Inter-Cellular Hormone

For ten years Dr. George Speri Sperti and his associates in Cincinnati have been studying the effects on yeast cells and other organic material of ultraviolet radiation obin the short, lethal wave lengths. It was noticed that when some cells were injured by radiation, the life processes of uninjured cells were stimulated. The Cincinnati researchers radiated some yeast cells long enough to kill them all, then took the fluid containing the cell corpses, centrifuged and filtered it, added it to a suspension of normal cells. The "respiration" (oxygen intake) of these was observed to increase by 10%. It appeared that before they died the damaged cells secreted stimulating fluids which Dr. Sperti now calls "intercellular hormones."

Injury by heat, X-rays or mechanical means also caused the hormones to be released, and they were obtained not only from yeast cells but from liver, kidney, embryo and other tissues. Dr. Sperti therefore decided that he had come upon a general phenomenon associated with cell injury. Since one effect of the hormone was to multiply cells rapidly, it seemed possible that unknown hormones of the same type might be the cause of the unhealthy cell proliferation which constitutes cancer. But since the fluid from radiated yeast brought about normal, not abnormal cell proliferation, the prospect arose of using it to heal human hurts.

At Cincinnati's St. Mary Hospital for the past year the fluid has been used to treat burns. To the American Association for the Advancement of Science at Indianapolis last week Dr. Sperti declared that the. results have been remarkable. Ugly burns have healed quickly, with smooth, normal skin over the burned area instead of puckered scar tissue.

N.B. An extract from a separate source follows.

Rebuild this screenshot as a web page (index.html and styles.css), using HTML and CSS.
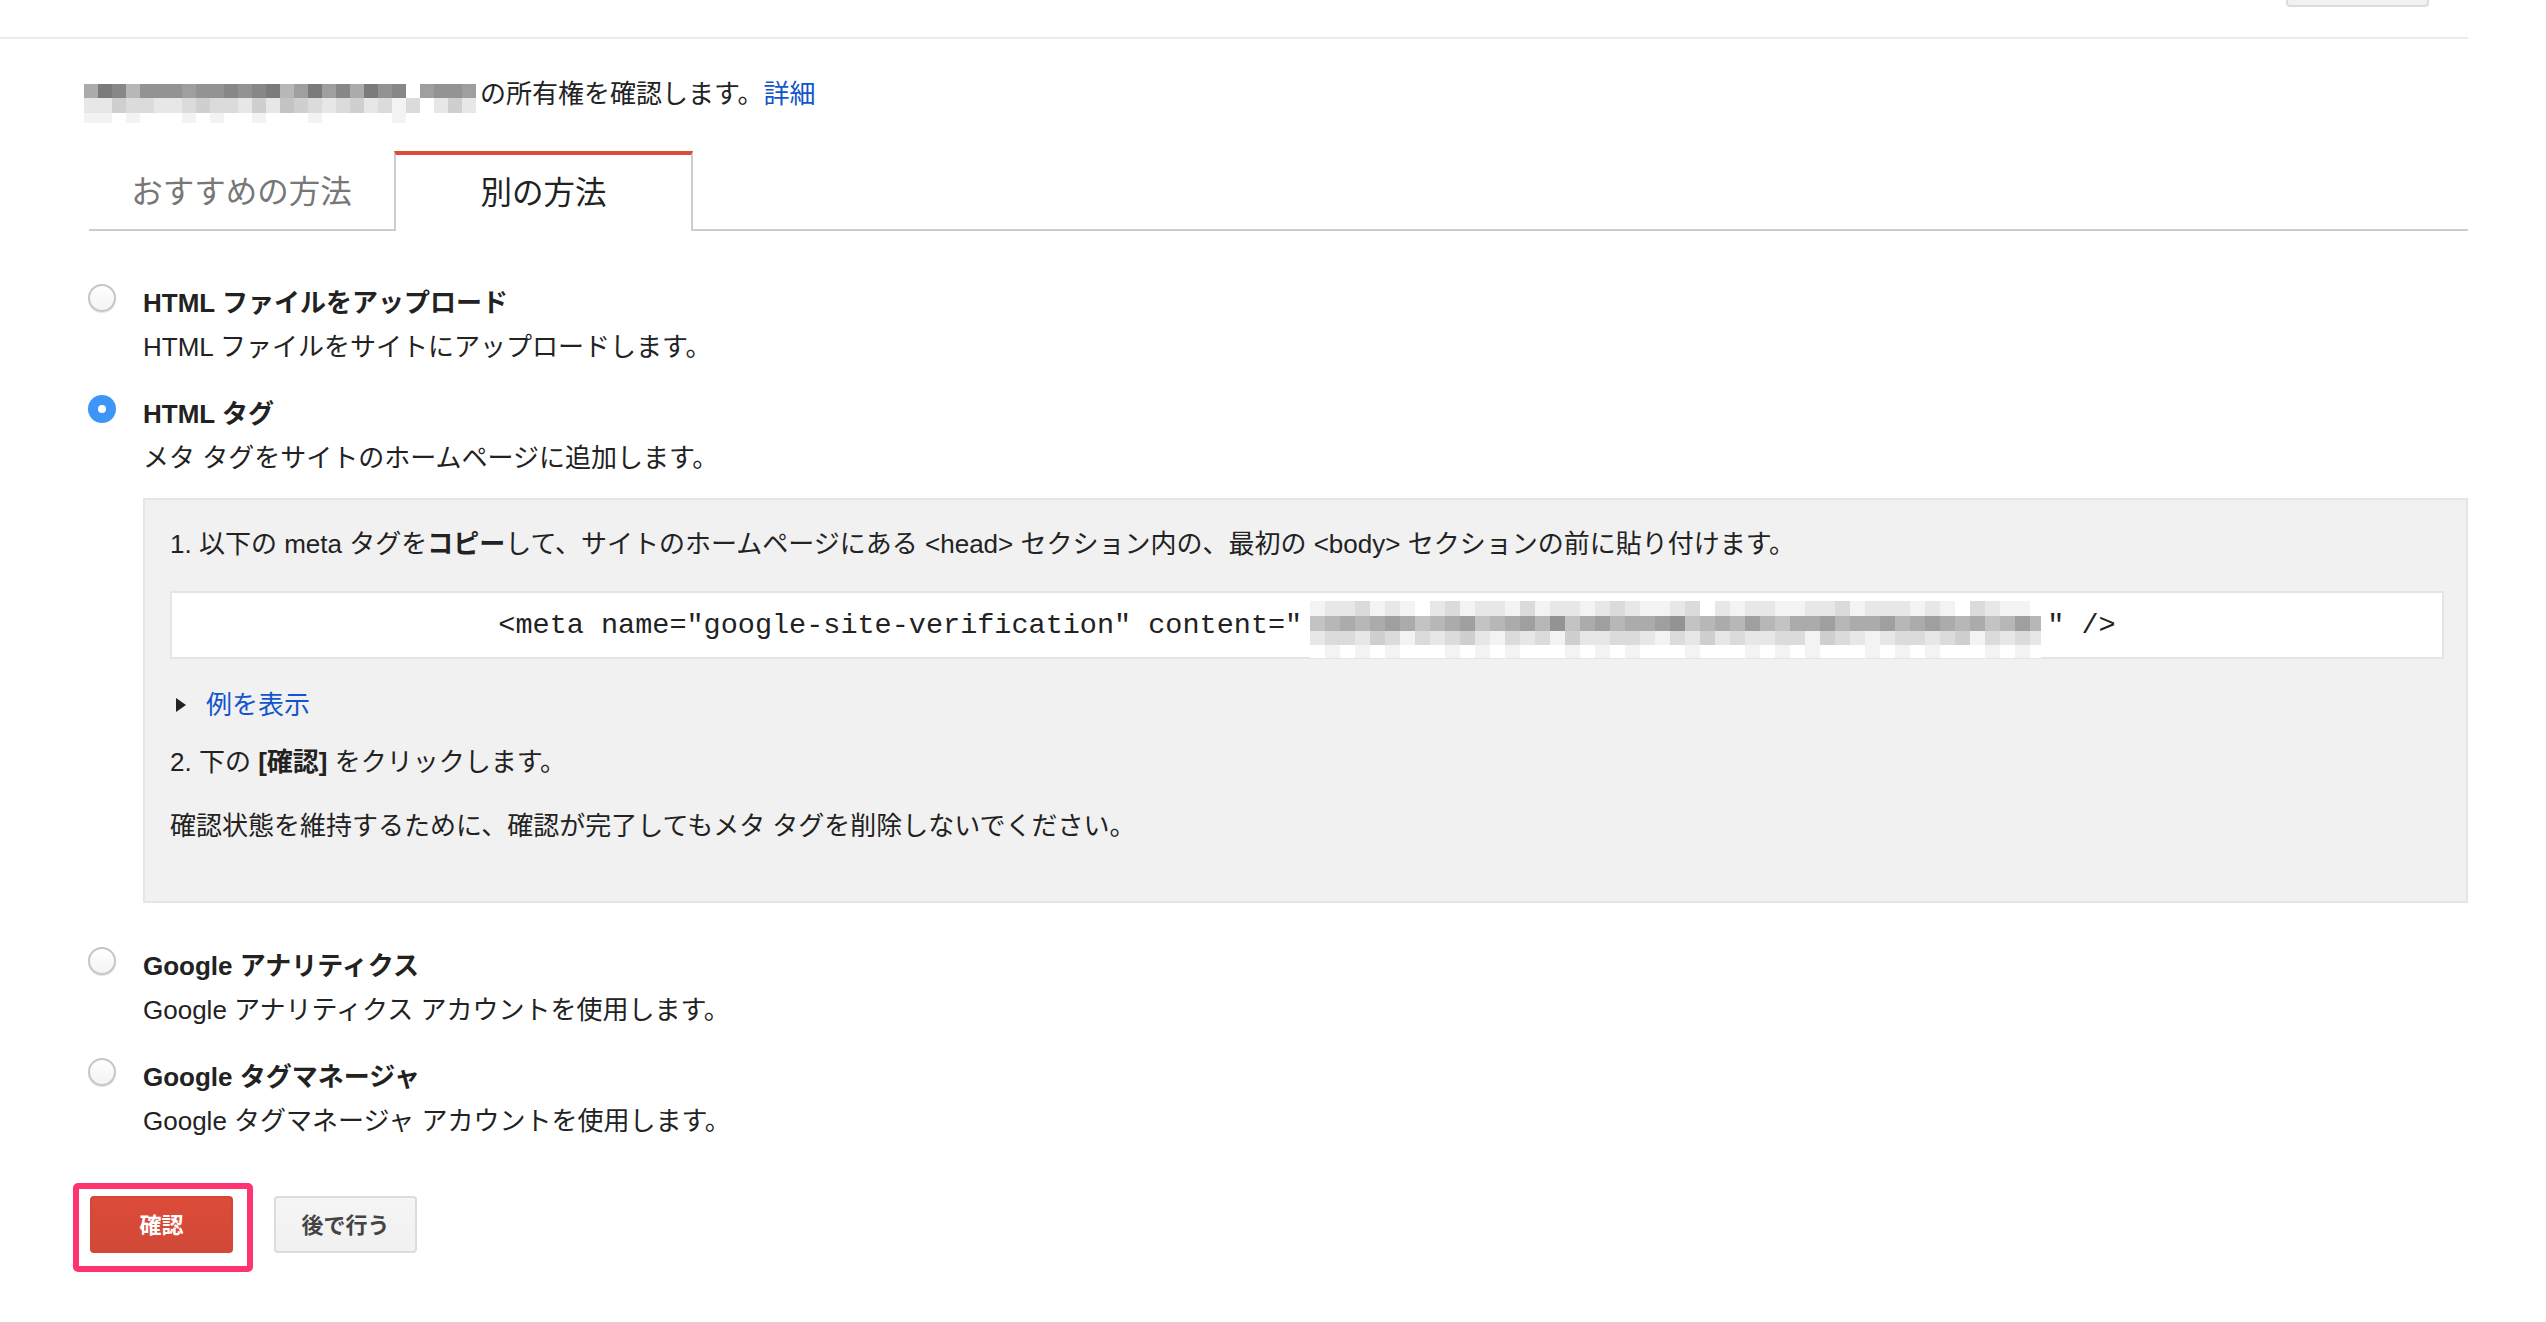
FILE: index.html
```html
<!DOCTYPE html>
<html lang="ja">
<head>
<meta charset="utf-8">
<title>所有権の確認</title>
<link rel="stylesheet" href="styles.css">
</head>
<body>

<div id="header">
  <button class="header-btn" type="button"></button>
</div>

<div id="main">
  <div class="intro">
    <span class="mosaic mosaic-domain" id="domainMosaic"></span>
    <span class="intro-text">の所有権を確認します。<a href="#">詳細</a></span>
  </div>

  <div class="tabs">
    <div class="tab">おすすめの方法</div>
    <div class="tab active">別の方法</div>
  </div>

  <div class="methods">
    <div class="option">
      <span class="radio"></span>
      <div class="option-body">
        <div class="option-title">HTML ファイルをアップロード</div>
        <div class="option-desc">HTML ファイルをサイトにアップロードします。</div>
      </div>
    </div>

    <div class="option">
      <span class="radio checked"></span>
      <div class="option-body">
        <div class="option-title">HTML タグ</div>
        <div class="option-desc">メタ タグをサイトのホームページに追加します。</div>

        <div class="panel">
          <div class="step">1. 以下の meta タグを<b>コピー</b>して、サイトのホームページにある &lt;head&gt; セクション内の、最初の &lt;body&gt; セクションの前に貼り付けます。</div>
          <div class="code-box">
            <span class="code">&lt;meta name="google-site-verification" content="</span><span class="mosaic mosaic-token" id="tokenMosaic"></span><span class="code">" /&gt;</span>
          </div>
          <div class="toggle"><span class="arrow"></span><a href="#">例を表示</a></div>
          <div class="step step-2">2. 下の <b>[確認]</b> をクリックします。</div>
          <div class="step step-note">確認状態を維持するために、確認が完了してもメタ タグを削除しないでください。</div>
        </div>
      </div>
    </div>

    <div class="option">
      <span class="radio"></span>
      <div class="option-body">
        <div class="option-title">Google アナリティクス</div>
        <div class="option-desc">Google アナリティクス アカウントを使用します。</div>
      </div>
    </div>

    <div class="option">
      <span class="radio"></span>
      <div class="option-body">
        <div class="option-title">Google タグマネージャ</div>
        <div class="option-desc">Google タグマネージャ アカウントを使用します。</div>
      </div>
    </div>
  </div>

  <div class="actions">
    <div class="highlight">
      <button class="btn btn-primary" type="button">確認</button>
    </div>
    <button class="btn btn-secondary" type="button">後で行う</button>
  </div>
</div>

<script src="script.js"></script>
</body>
</html>
```

FILE: styles.css
```css
body { margin: 0; background: #fff; color: #222; font-family: "Liberation Sans", "Noto Sans CJK JP", sans-serif; font-size: 26px; }
a { color: #1155cc; text-decoration: none; }
b { font-weight: bold; }

/* top bar */
#header { width: 2468px; height: 37px; border-bottom: 2px solid #ebebeb; display: flex; justify-content: flex-end; }
.header-btn { width: 143px; height: 40px; margin: -33px 39px 0 0; background: #f1f1f1; border: 2px solid #dcdcdc; border-radius: 4px; }

#main { width: 2380px; margin-left: 88px; }

/* intro line with blurred domain */
.intro { display: flex; align-items: flex-start; height: 44px; margin-top: 33px; }
.intro-text { line-height: 44px; margin-left: 4px; }
.mosaic { display: inline-block; flex: none; }
.mosaic svg { display: block; }
.mosaic-domain { width: 392px; height: 39px; margin: 12px 0 0 -4px; }

/* tabs */
.tabs { display: flex; margin: 35px 0 0 1px; border-bottom: 2px solid #ccc; }
.tab { width: 305px; height: 78px; display: flex; align-items: center; justify-content: center; font-size: 31.5px; color: #777; box-sizing: border-box; padding-bottom: 3px; }
.tab.active { width: 299px; height: 80px; margin-bottom: -2px; padding-bottom: 7px; background: #fff; color: #222; border-top: 4px solid #dd4b39; border-left: 2px solid #ccc; border-right: 2px solid #ccc; }

/* options */
.methods { margin-top: 50px; }
.option { display: flex; margin-bottom: 23px; }
.option-body { flex: 1; }
.option-title { line-height: 44px; font-weight: bold; }
.option-desc { line-height: 44px; }
.radio { flex: none; width: 28px; height: 28px; margin: 3px 27px 0 0; box-sizing: border-box; border-radius: 50%; border: 2px solid #c6c6c6; background: linear-gradient(#fff, #f3f3f3); box-shadow: 0 1px 1px rgba(0, 0, 0, 0.12); position: relative; }
.radio.checked { border: none; background: #3d95f7; box-shadow: none; }
.radio.checked::after { content: ""; position: absolute; left: 10px; top: 10px; width: 8px; height: 8px; border-radius: 50%; background: #fff; }

/* meta tag instructions */
.panel { margin: 18px 0 18px; padding: 22px 22px 53px 25px; background: #f1f1f1; border: 2px solid #e5e5e5; }
.step { line-height: 44px; }
.step-2 { margin-top: 13px; }
.step-note { margin-top: 20px; }
.code-box { margin-top: 25px; height: 68px; box-sizing: border-box; background: #fff; border: 2px solid #e5e5e5; display: flex; align-items: center; justify-content: center; }
.code { font-family: "Liberation Mono", monospace; font-size: 28.5px; white-space: pre; color: #222; }
.mosaic-token { width: 731px; height: 57px; margin: 9px 6px 0 8px; overflow: hidden; }
.toggle { display: flex; align-items: center; margin-top: 24px; line-height: 44px; }
.arrow { width: 0; height: 0; margin: 0 20px 0 6px; border-left: 10px solid #222; border-top: 7px solid transparent; border-bottom: 7px solid transparent; }

/* buttons */
.actions { display: flex; align-items: flex-start; margin: 40px 0 0 -15px; }
.highlight { display: flex; padding: 7px 14px 13px 11px; border: 6px solid #ff3370; border-radius: 5px; }
.btn { width: 143px; height: 57px; border-radius: 4px; font-family: "Liberation Sans", "Noto Sans CJK JP", sans-serif; font-size: 22px; font-weight: bold; padding: 0 0 3px; }
.btn-primary { background: linear-gradient(#dd4b39, #d14836); border: 2px solid #d14836; color: #fff; }
.btn-secondary { margin: 13px 0 0 21px; background: linear-gradient(#f5f5f5, #f1f1f1); border: 2px solid #dcdcdc; color: #444; }
```

FILE: script.js
```js
// blurred-out values, one hex digit per block (0 = white, higher = darker)
var domainRows = [
  "7ba6999899a9ab68b8a7b9a08998",
  "2243322343324254323423130242",
  "1101000101001000100000100000"
];
var tokenRows = [
  "1223121023122131221232112302122112231222121032110",
  "5676787567856786957867789567686577867786787675686",
  "2332431323421323142233213242322331432123323413232",
  "0101010001010100010101000100010101000101010001010"
];

function drawMosaic(id, rows, cell, heights) {
  var ns = "http://www.w3.org/2000/svg";
  var svg = document.createElementNS(ns, "svg");
  var w = rows[0].length * cell;
  var h = 0;
  heights.forEach(function (x) { h += x; });
  svg.setAttribute("width", w);
  svg.setAttribute("height", h);
  var y = 0;
  rows.forEach(function (row, r) {
    for (var i = 0; i < row.length; i++) {
      var g = 255 - parseInt(row[i], 16) * 12;
      var rect = document.createElementNS(ns, "rect");
      rect.setAttribute("x", i * cell);
      rect.setAttribute("y", y);
      rect.setAttribute("width", cell);
      rect.setAttribute("height", heights[r]);
      rect.setAttribute("fill", "rgb(" + g + "," + g + "," + g + ")");
      svg.appendChild(rect);
    }
    y += heights[r];
  });
  document.getElementById(id).appendChild(svg);
}

drawMosaic("domainMosaic", domainRows, 14, [14, 15, 10]);
drawMosaic("tokenMosaic", tokenRows, 15, [15, 15, 14, 13]);
```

George Speri Sperti, 37, is a devout Catholic, one of six U. S. members of Pope Pius' Pontifical Academy of Sciences. He used to be a laboratory director at the University of Cincinnati. When the Archdiocese of Cincinnati established the Institutum Divi Thomae as part of the Ohio Athenaeum (collection of Catholic schools), Biochemist Sperti became a full professor there. Atheistic scientists are not admitted to the Institutum Divi Thomae "because they cannot think straight."